### Supplied data
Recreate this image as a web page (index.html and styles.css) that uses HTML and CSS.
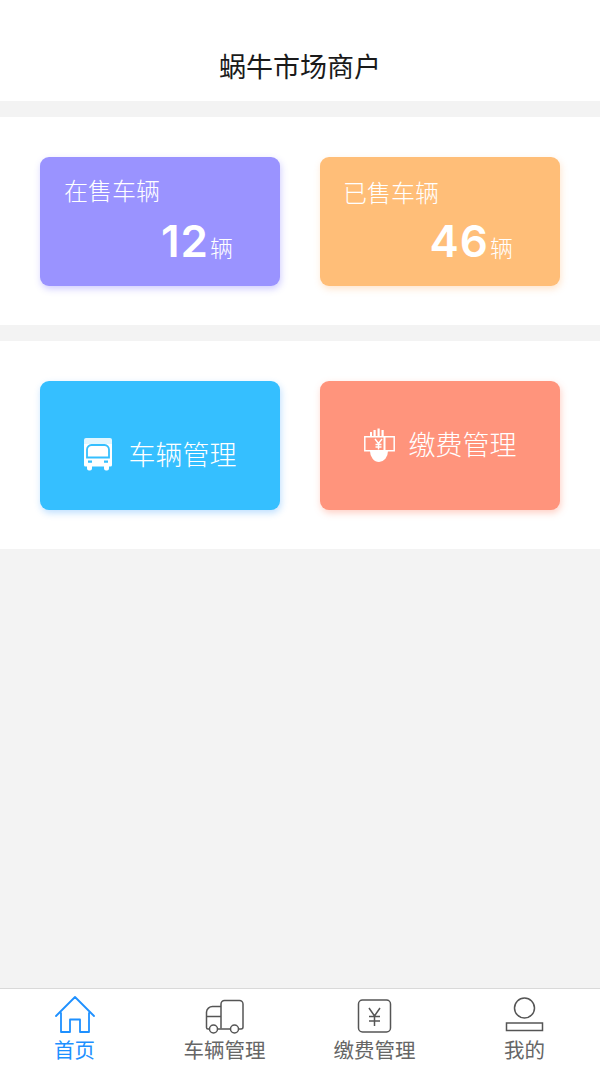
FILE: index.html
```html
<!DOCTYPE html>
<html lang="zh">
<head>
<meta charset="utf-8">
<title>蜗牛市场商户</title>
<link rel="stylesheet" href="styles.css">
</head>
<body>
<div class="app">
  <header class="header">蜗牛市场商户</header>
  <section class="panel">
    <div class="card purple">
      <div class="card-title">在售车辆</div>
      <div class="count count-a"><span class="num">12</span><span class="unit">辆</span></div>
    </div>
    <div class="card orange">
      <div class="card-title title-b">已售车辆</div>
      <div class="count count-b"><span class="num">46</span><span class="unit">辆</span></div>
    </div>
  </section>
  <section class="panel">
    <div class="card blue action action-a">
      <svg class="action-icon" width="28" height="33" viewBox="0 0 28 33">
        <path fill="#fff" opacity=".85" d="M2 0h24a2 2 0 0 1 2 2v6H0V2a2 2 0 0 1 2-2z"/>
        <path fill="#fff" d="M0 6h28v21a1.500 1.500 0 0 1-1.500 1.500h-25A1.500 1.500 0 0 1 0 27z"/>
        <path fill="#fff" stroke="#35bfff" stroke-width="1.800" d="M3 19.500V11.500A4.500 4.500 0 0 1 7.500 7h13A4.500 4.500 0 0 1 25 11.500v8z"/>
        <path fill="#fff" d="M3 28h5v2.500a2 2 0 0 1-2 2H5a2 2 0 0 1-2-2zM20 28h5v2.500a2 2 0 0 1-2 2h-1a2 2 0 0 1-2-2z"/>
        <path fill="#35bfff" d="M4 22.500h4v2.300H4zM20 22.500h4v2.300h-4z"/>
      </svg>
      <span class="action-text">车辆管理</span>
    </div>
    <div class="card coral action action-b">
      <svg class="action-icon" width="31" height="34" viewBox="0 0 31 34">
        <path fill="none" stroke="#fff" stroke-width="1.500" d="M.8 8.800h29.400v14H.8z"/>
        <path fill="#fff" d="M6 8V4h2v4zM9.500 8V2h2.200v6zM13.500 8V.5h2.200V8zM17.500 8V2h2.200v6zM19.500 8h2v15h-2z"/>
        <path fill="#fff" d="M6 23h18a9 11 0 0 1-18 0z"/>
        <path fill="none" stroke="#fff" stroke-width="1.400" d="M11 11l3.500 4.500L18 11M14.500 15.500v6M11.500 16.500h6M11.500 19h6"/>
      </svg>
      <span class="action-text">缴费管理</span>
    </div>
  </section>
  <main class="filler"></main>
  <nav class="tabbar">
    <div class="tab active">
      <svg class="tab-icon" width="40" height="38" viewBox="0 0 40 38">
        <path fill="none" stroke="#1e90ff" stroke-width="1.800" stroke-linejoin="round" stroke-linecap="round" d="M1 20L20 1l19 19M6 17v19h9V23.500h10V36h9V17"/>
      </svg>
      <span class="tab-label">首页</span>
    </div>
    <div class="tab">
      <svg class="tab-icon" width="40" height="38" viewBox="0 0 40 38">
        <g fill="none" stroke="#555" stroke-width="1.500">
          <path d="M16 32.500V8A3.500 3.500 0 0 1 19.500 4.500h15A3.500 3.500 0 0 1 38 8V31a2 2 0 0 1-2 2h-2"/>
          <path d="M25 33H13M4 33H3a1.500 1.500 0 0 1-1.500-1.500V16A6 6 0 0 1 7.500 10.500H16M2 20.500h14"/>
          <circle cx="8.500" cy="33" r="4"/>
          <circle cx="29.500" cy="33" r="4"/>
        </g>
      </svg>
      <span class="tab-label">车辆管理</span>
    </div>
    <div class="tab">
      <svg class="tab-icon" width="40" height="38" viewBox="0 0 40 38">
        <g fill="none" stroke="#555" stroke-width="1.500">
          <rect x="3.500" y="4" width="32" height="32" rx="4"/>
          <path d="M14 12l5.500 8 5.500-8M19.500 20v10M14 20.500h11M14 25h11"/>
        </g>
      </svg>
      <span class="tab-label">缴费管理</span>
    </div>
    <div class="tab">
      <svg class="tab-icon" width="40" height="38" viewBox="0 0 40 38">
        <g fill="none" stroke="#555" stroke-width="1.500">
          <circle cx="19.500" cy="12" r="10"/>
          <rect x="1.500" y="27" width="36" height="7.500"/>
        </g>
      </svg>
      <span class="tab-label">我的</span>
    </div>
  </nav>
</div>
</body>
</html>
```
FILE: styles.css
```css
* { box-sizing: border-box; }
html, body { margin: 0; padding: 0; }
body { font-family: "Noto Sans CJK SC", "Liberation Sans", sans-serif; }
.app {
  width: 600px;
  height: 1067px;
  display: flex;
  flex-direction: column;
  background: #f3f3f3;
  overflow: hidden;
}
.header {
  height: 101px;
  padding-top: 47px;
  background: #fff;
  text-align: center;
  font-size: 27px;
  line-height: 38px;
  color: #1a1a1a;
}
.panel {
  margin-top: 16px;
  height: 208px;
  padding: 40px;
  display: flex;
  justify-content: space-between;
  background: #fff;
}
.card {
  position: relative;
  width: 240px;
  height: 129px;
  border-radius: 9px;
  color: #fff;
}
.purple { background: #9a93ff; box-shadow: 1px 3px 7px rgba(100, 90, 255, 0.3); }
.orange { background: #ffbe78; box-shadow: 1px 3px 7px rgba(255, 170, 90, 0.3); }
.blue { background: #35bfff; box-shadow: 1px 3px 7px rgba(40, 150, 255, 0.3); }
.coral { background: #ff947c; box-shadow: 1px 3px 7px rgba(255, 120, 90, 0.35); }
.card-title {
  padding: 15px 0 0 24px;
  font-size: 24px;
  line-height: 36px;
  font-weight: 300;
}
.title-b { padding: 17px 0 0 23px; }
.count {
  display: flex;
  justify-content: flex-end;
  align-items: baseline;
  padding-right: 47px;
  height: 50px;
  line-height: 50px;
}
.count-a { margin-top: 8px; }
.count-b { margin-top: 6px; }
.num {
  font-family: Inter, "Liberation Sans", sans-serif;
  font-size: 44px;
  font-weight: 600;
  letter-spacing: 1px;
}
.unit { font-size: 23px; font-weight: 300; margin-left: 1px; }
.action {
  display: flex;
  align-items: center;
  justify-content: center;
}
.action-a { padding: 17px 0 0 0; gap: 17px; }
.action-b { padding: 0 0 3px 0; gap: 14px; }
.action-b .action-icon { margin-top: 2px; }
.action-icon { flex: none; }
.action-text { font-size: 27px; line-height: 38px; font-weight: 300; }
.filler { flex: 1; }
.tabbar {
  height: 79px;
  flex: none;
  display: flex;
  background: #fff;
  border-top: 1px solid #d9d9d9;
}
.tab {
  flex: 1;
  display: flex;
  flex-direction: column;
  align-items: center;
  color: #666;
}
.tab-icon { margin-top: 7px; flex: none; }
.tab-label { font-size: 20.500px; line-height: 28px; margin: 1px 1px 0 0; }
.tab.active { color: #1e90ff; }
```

### Problem to work on
Would you set down the listing exactly, omitting pictures?

### Answer for this exercise
Recreate this image as a web page (index.html and styles.css) that uses HTML and CSS.
FILE: index.html
```html
<!DOCTYPE html>
<html lang="zh">
<head>
<meta charset="utf-8">
<title>蜗牛市场商户</title>
<link rel="stylesheet" href="styles.css">
</head>
<body>
<div class="app">
  <header class="header">蜗牛市场商户</header>
  <section class="panel">
    <div class="card purple">
      <div class="card-title">在售车辆</div>
      <div class="count count-a"><span class="num">12</span><span class="unit">辆</span></div>
    </div>
    <div class="card orange">
      <div class="card-title title-b">已售车辆</div>
      <div class="count count-b"><span class="num">46</span><span class="unit">辆</span></div>
    </div>
  </section>
  <section class="panel">
    <div class="card blue action action-a">
      <svg class="action-icon" width="28" height="33" viewBox="0 0 28 33">
        <path fill="#fff" opacity=".85" d="M2 0h24a2 2 0 0 1 2 2v6H0V2a2 2 0 0 1 2-2z"/>
        <path fill="#fff" d="M0 6h28v21a1.500 1.500 0 0 1-1.500 1.500h-25A1.500 1.500 0 0 1 0 27z"/>
        <path fill="#fff" stroke="#35bfff" stroke-width="1.800" d="M3 19.500V11.500A4.500 4.500 0 0 1 7.500 7h13A4.500 4.500 0 0 1 25 11.500v8z"/>
        <path fill="#fff" d="M3 28h5v2.500a2 2 0 0 1-2 2H5a2 2 0 0 1-2-2zM20 28h5v2.500a2 2 0 0 1-2 2h-1a2 2 0 0 1-2-2z"/>
        <path fill="#35bfff" d="M4 22.500h4v2.300H4zM20 22.500h4v2.300h-4z"/>
      </svg>
      <span class="action-text">车辆管理</span>
    </div>
    <div class="card coral action action-b">
      <svg class="action-icon" width="31" height="34" viewBox="0 0 31 34">
        <path fill="none" stroke="#fff" stroke-width="1.500" d="M.8 8.800h29.400v14H.8z"/>
        <path fill="#fff" d="M6 8V4h2v4zM9.500 8V2h2.200v6zM13.500 8V.5h2.200V8zM17.500 8V2h2.200v6zM19.500 8h2v15h-2z"/>
        <path fill="#fff" d="M6 23h18a9 11 0 0 1-18 0z"/>
        <path fill="none" stroke="#fff" stroke-width="1.400" d="M11 11l3.500 4.500L18 11M14.500 15.500v6M11.500 16.500h6M11.500 19h6"/>
      </svg>
      <span class="action-text">缴费管理</span>
    </div>
  </section>
  <main class="filler"></main>
  <nav class="tabbar">
    <div class="tab active">
      <svg class="tab-icon" width="40" height="38" viewBox="0 0 40 38">
        <path fill="none" stroke="#1e90ff" stroke-width="1.800" stroke-linejoin="round" stroke-linecap="round" d="M1 20L20 1l19 19M6 17v19h9V23.500h10V36h9V17"/>
      </svg>
      <span class="tab-label">首页</span>
    </div>
    <div class="tab">
      <svg class="tab-icon" width="40" height="38" viewBox="0 0 40 38">
        <g fill="none" stroke="#555" stroke-width="1.500">
          <path d="M16 32.500V8A3.500 3.500 0 0 1 19.500 4.500h15A3.500 3.500 0 0 1 38 8V31a2 2 0 0 1-2 2h-2"/>
          <path d="M25 33H13M4 33H3a1.500 1.500 0 0 1-1.500-1.500V16A6 6 0 0 1 7.500 10.500H16M2 20.500h14"/>
          <circle cx="8.500" cy="33" r="4"/>
          <circle cx="29.500" cy="33" r="4"/>
        </g>
      </svg>
      <span class="tab-label">车辆管理</span>
    </div>
    <div class="tab">
      <svg class="tab-icon" width="40" height="38" viewBox="0 0 40 38">
        <g fill="none" stroke="#555" stroke-width="1.500">
          <rect x="3.500" y="4" width="32" height="32" rx="4"/>
          <path d="M14 12l5.500 8 5.500-8M19.500 20v10M14 20.500h11M14 25h11"/>
        </g>
      </svg>
      <span class="tab-label">缴费管理</span>
    </div>
    <div class="tab">
      <svg class="tab-icon" width="40" height="38" viewBox="0 0 40 38">
        <g fill="none" stroke="#555" stroke-width="1.500">
          <circle cx="19.500" cy="12" r="10"/>
          <rect x="1.500" y="27" width="36" height="7.500"/>
        </g>
      </svg>
      <span class="tab-label">我的</span>
    </div>
  </nav>
</div>
</body>
</html>
```
FILE: styles.css
```css
* { box-sizing: border-box; }
html, body { margin: 0; padding: 0; }
body { font-family: "Noto Sans CJK SC", "Liberation Sans", sans-serif; }
.app {
  width: 600px;
  height: 1067px;
  display: flex;
  flex-direction: column;
  background: #f3f3f3;
  overflow: hidden;
}
.header {
  height: 101px;
  padding-top: 47px;
  background: #fff;
  text-align: center;
  font-size: 27px;
  line-height: 38px;
  color: #1a1a1a;
}
.panel {
  margin-top: 16px;
  height: 208px;
  padding: 40px;
  display: flex;
  justify-content: space-between;
  background: #fff;
}
.card {
  position: relative;
  width: 240px;
  height: 129px;
  border-radius: 9px;
  color: #fff;
}
.purple { background: #9a93ff; box-shadow: 1px 3px 7px rgba(100, 90, 255, 0.3); }
.orange { background: #ffbe78; box-shadow: 1px 3px 7px rgba(255, 170, 90, 0.3); }
.blue { background: #35bfff; box-shadow: 1px 3px 7px rgba(40, 150, 255, 0.3); }
.coral { background: #ff947c; box-shadow: 1px 3px 7px rgba(255, 120, 90, 0.35); }
.card-title {
  padding: 15px 0 0 24px;
  font-size: 24px;
  line-height: 36px;
  font-weight: 300;
}
.title-b { padding: 17px 0 0 23px; }
.count {
  display: flex;
  justify-content: flex-end;
  align-items: baseline;
  padding-right: 47px;
  height: 50px;
  line-height: 50px;
}
.count-a { margin-top: 8px; }
.count-b { margin-top: 6px; }
.num {
  font-family: Inter, "Liberation Sans", sans-serif;
  font-size: 44px;
  font-weight: 600;
  letter-spacing: 1px;
}
.unit { font-size: 23px; font-weight: 300; margin-left: 1px; }
.action {
  display: flex;
  align-items: center;
  justify-content: center;
}
.action-a { padding: 17px 0 0 0; gap: 17px; }
.action-b { padding: 0 0 3px 0; gap: 14px; }
.action-b .action-icon { margin-top: 2px; }
.action-icon { flex: none; }
.action-text { font-size: 27px; line-height: 38px; font-weight: 300; }
.filler { flex: 1; }
.tabbar {
  height: 79px;
  flex: none;
  display: flex;
  background: #fff;
  border-top: 1px solid #d9d9d9;
}
.tab {
  flex: 1;
  display: flex;
  flex-direction: column;
  align-items: center;
  color: #666;
}
.tab-icon { margin-top: 7px; flex: none; }
.tab-label { font-size: 20.500px; line-height: 28px; margin: 1px 1px 0 0; }
.tab.active { color: #1e90ff; }
```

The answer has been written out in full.